The earliest record of Christ Church bells is in 1546 soon after the transfer of the Diocesan see from Osney Abbey to Christ Church. The records show that the bells from Osney Abbey were taken down and re-erected in the Cathedral Spire. At that time there were seven bells and campanologists have puzzled over what was actually transferred ever since that time. Current thinking is that the bells comprised a heavy ring of six with an additional ‘Great’ bell. Two of those bells, cast circa 1410 by John Bird of London, still exist and form the ninth and tenth bells of the present ring of twelve.
The remaining bells have all been recast on at least one occasion. The Great bell brought from Osney Abbey was a predecessor of Great Tom, which was recast in 1680 and later hung in Tom Tower.
When Christopher Hodson recast Great Tom in 1680, the space in the bell frame was filled by four smaller bells that designed to augment the existing six bells to form one of the earliest rings of ten. It seems that the new bells were probably rather small in relation to the existing bells, and the two smallest were recast in 1698 by Abraham Rudhall I of Gloucester.
In 1740 Abel Rudhall was contracted to recast the two remaining bells that were added in 1680 and also the present eleventh bell. As part of that contract he was paid £5–5–0 to re-tune the present 7th and tenor bells.

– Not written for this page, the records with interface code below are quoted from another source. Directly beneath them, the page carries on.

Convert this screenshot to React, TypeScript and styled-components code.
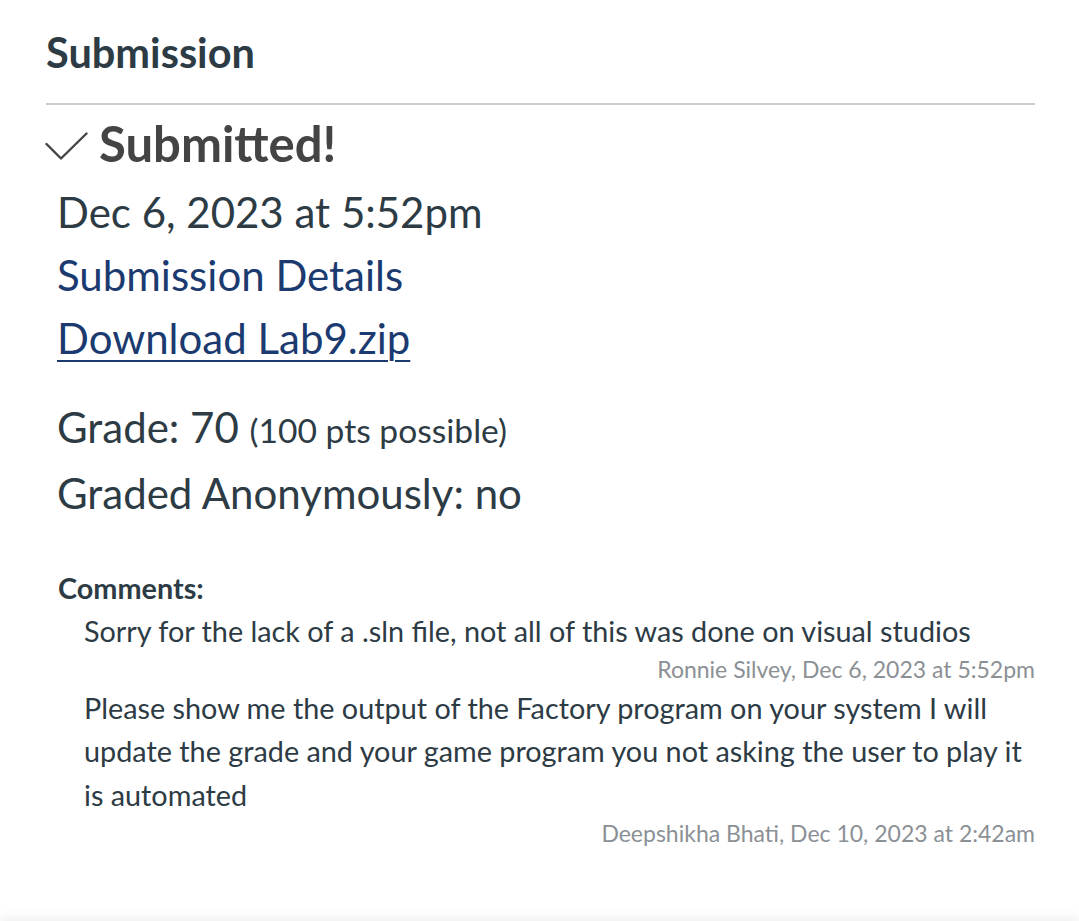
import React from "react";
import styled, { createGlobalStyle } from "styled-components";

const Global = createGlobalStyle`
  html, body { margin: 0; padding: 0; background: #ffffff; }
  body { font-family: Lato, "Noto Sans", "Liberation Sans", sans-serif; color: #2d3b45; }
`;

const Page = styled.main`
  padding: 27px 44px 60px 46px;
`;

const Heading = styled.h2`
  margin: 0;
  font-size: 41.5px;
  line-height: 50px;
  font-weight: 700;
  color: #2d3b45;
`;

const Divider = styled.hr`
  margin: 26px 0 0 0;
  border: 0;
  height: 2px;
  background: #c7cdd1;
`;

const StatusRow = styled.div`
  display: flex;
  align-items: flex-start;
  gap: 11px;
  margin-top: 9px;
`;

const IconBox = styled.span`
  display: flex;
  margin-top: 18px;
  margin-left: -1px;
`;

const StatusText = styled.span`
  font-size: 49px;
  line-height: 58px;
  font-weight: 700;
  color: #444444;
`;

const Details = styled.div`
  padding-left: 11px;
  margin-top: 9px;
  display: flex;
  flex-direction: column;
`;

const Line = styled.div`
  font-size: 42px;
  line-height: 63px;
  color: #2d3b45;
`;

const LinkLine = styled.a<{ $underline?: boolean }>`
  font-size: 42px;
  line-height: 63px;
  color: #1b3a70;
  text-decoration: ${(p) => (p.$underline ? "underline" : "none")};
  text-decoration-thickness: 2px;
  text-underline-offset: 6px;
  align-self: flex-start;
`;

const GradeBlock = styled.div`
  margin-top: 26px;
  display: flex;
  flex-direction: column;
`;

const Small = styled.span`
  font-size: 33.6px;
`;

const Comments = styled.section`
  margin-top: 45px;
`;

const CommentsLabel = styled.div`
  font-size: 28.8px;
  line-height: 36px;
  font-weight: 700;
  color: #2d3b45;
  padding-left: 12px;
`;

const CommentList = styled.div`
  margin-top: 4px;
  padding-left: 38px;
  display: flex;
  flex-direction: column;
`;

const CommentText = styled.p`
  margin: 0;
  font-size: 28.8px;
  line-height: 43.2px;
  color: #2d3b45;
`;

const CommentMeta = styled.div`
  text-align: right;
  font-size: 23px;
  line-height: 32px;
  color: #8b9095;
  margin-bottom: 2px;
`;

const BottomShade = styled.div`
  position: fixed;
  left: 0;
  right: 0;
  bottom: -12px;
  height: 12px;
  box-shadow: 0 -3px 12px rgba(0, 0, 0, 0.07);
  background: #f2f2f2;
`;

const CheckIcon = () => (
  <svg width="43" height="28" viewBox="0 0 43 28" fill="none">
    <path d="M1.5 12 L16 26.5 L41.5 1.5" stroke="#444444" strokeWidth="2.4" strokeLinecap="round" strokeLinejoin="round" />
  </svg>
);

const comments = [
  {
    text: "Sorry for the lack of a .sln file, not all of this was done on visual studios",
    meta: "Ronnie Silvey, Dec 6, 2023 at 5:52pm",
  },
  {
    text: "Please show me the output of the Factory program on your system I will update the grade and your game program you not asking the user to play it is automated",
    meta: "Deepshikha Bhati, Dec 10, 2023 at 2:42am",
  },
];

export default function App() {
  return (
    <>
      <Global />
      <Page>
        <Heading>Submission</Heading>
        <Divider />
        <StatusRow>
          <IconBox>
            <CheckIcon />
          </IconBox>
          <StatusText>Submitted!</StatusText>
        </StatusRow>
        <Details>
          <Line>Dec 6, 2023 at 5:52pm</Line>
          <LinkLine href="#">Submission Details</LinkLine>
          <LinkLine href="#" $underline>Download Lab9.zip</LinkLine>
          <GradeBlock>
            <Line>
              Grade: 70 <Small>(100 pts possible)</Small>
            </Line>
            <Line>Graded Anonymously: no</Line>
          </GradeBlock>
        </Details>
        <Comments>
          <CommentsLabel>Comments:</CommentsLabel>
          <CommentList>
            {comments.map((c) => (
              <React.Fragment key={c.meta}>
                <CommentText>{c.text}</CommentText>
                <CommentMeta>{c.meta}</CommentMeta>
              </React.Fragment>
            ))}
          </CommentList>
        </Comments>
      </Page>
      <BottomShade />
    </>
  );
}
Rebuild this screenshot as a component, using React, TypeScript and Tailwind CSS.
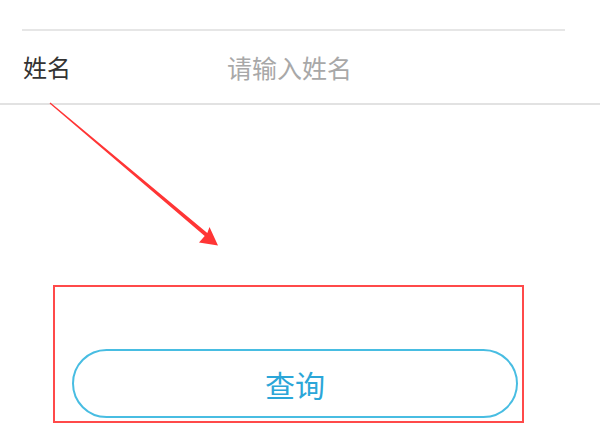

During the re-ordering of the Cathedral in the early 1870s, the bells were removed from the spire and hung in a timber structure now hidden behind a stone façade that forms the completed part of the 1873 design by G.F Bodley. The timber structure was the subject of a pamphlet entitled The New Belfry of Christ Church Oxford: A Monograph by DCL where the style of construction was described as ‘Early Debased – Very Early and remarkably Debased’. It was in this monograph that the timber structure was given the name of ‘The Meat Safe.’